Turning the Big Gun, Vickers-Maxim, Sheffield

An example of Pennell's war-work: "Turning the Big Gun, Vickers-Maxim, Sheffield. Lithograph, 1916" (p.335).

Finally, here is Pennell working as a war artist in World War One and drawing a munitions factory in Leeds:

One day as I worked, a crowd gathered in the distance and I knew there would be trouble. Then a policeman appeared, and I showed him my pass.... he said I must go along with him to his Inspector.... Off we went. The crowd grew, for work was over and the pubs were full. He suggested that we get on a car, though he said the police station was only a few hundred yards away. I replied we would walk. The crowd grew, mostly behind us, and so I asked him to get behind me, for we were in that part of England where the natives "'eave 'arf a brick at the furiner," and the foreigner is anyone they do not know. No bricks came, but the crowd grew, mostly women. They drew closer, they shouted louder, and then someone yelled, "German spy!" and the rest took it up, and if the station had not been near, I do not think I should have reached it, for the street was solid with women, everyone shrieking, and the Bobby quite unarmed. I certainly did not like it. We went into the police office and the door was locked; but the crowd blocked the iron-barred windows to see the spy. When I showed my papers, they were found in order. But the crowd was not. There were three policemen inside and at least three hundred people in front of the station. The Inspector offered to get a cab and send me to the hotel – a horse cab. I thanked him and said I had no intention of forming the head of a procession which might drag me where they wanted or hang me by the traces to a lamp-post. But the Inspector was a man of brains. A trolley line passed the station and he stopped a car and held it up for five minutes till the track was clear. Then he and the three officers found truncheons and sallied out with me in their midst. What a yell went up. What a rush was made. But we jumped on the car, and, when the crowd tried to get aboard, they had their fingers rapped and fell off. The car started full speed, leaving the crowd in a minute, and it kept on for a mile, despite the protests of the passengers who were shot past their stopping places. Then we slowed down and stopped, the passengers got off, the police got off, and I returned quietly to the hotel by which the car passed. In that half hour I learned how it must feel to be a condemned murderer or a captured spy. The mere fact that a spy would never carry a big sketch block, a big bag of chalks and tools, and a sketching stool only convinced the people that I was a spy. [332-34]

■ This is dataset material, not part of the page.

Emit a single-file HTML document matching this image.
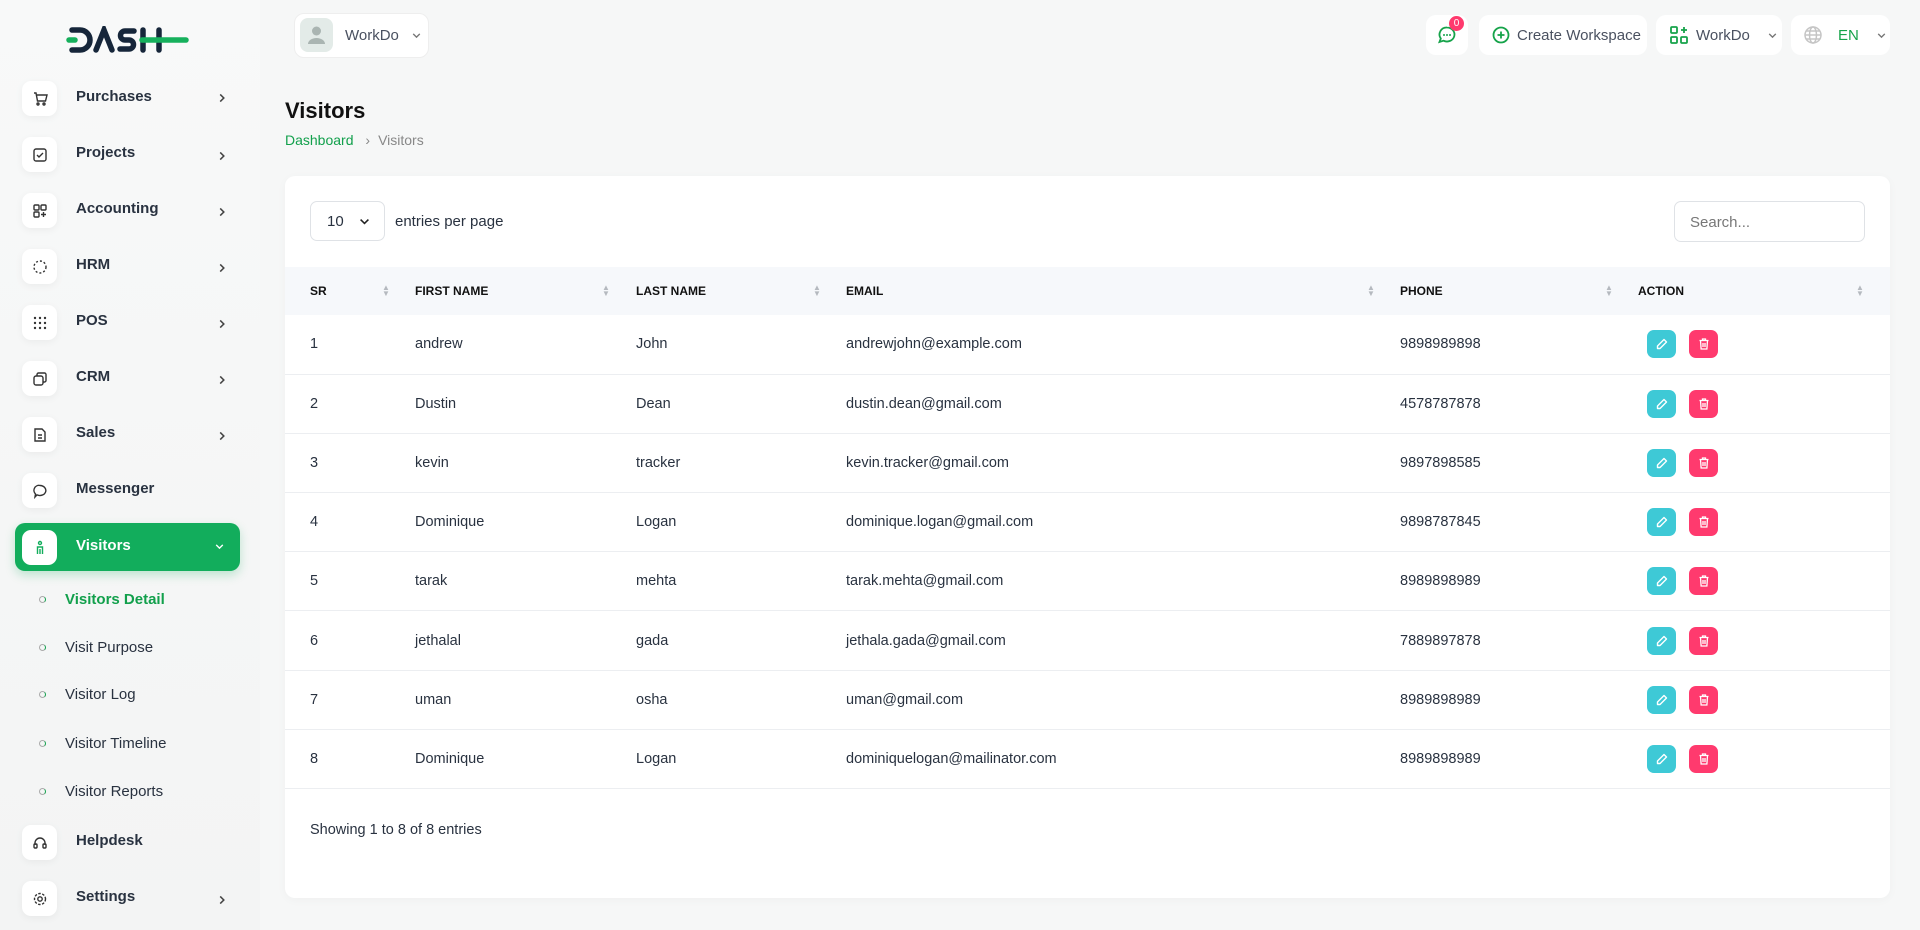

Pennell concludes with a question to which he gives an interesting answer: "Why does war make people so idiotic, why do people fear an artist more than an enemy. Art is powerful and the people hate it. They feel it is above them and they hate it all the worse" (334).

References

Pennell, Joseph. The Adventures of an Illustrator, Mostly in Following His Authors in America & Europe. Boston, Mass.: Little, Brown and Company, 1925. Internet Archive. Contributed by the University of Pittsburgh Library System. Web. 6 January 2015.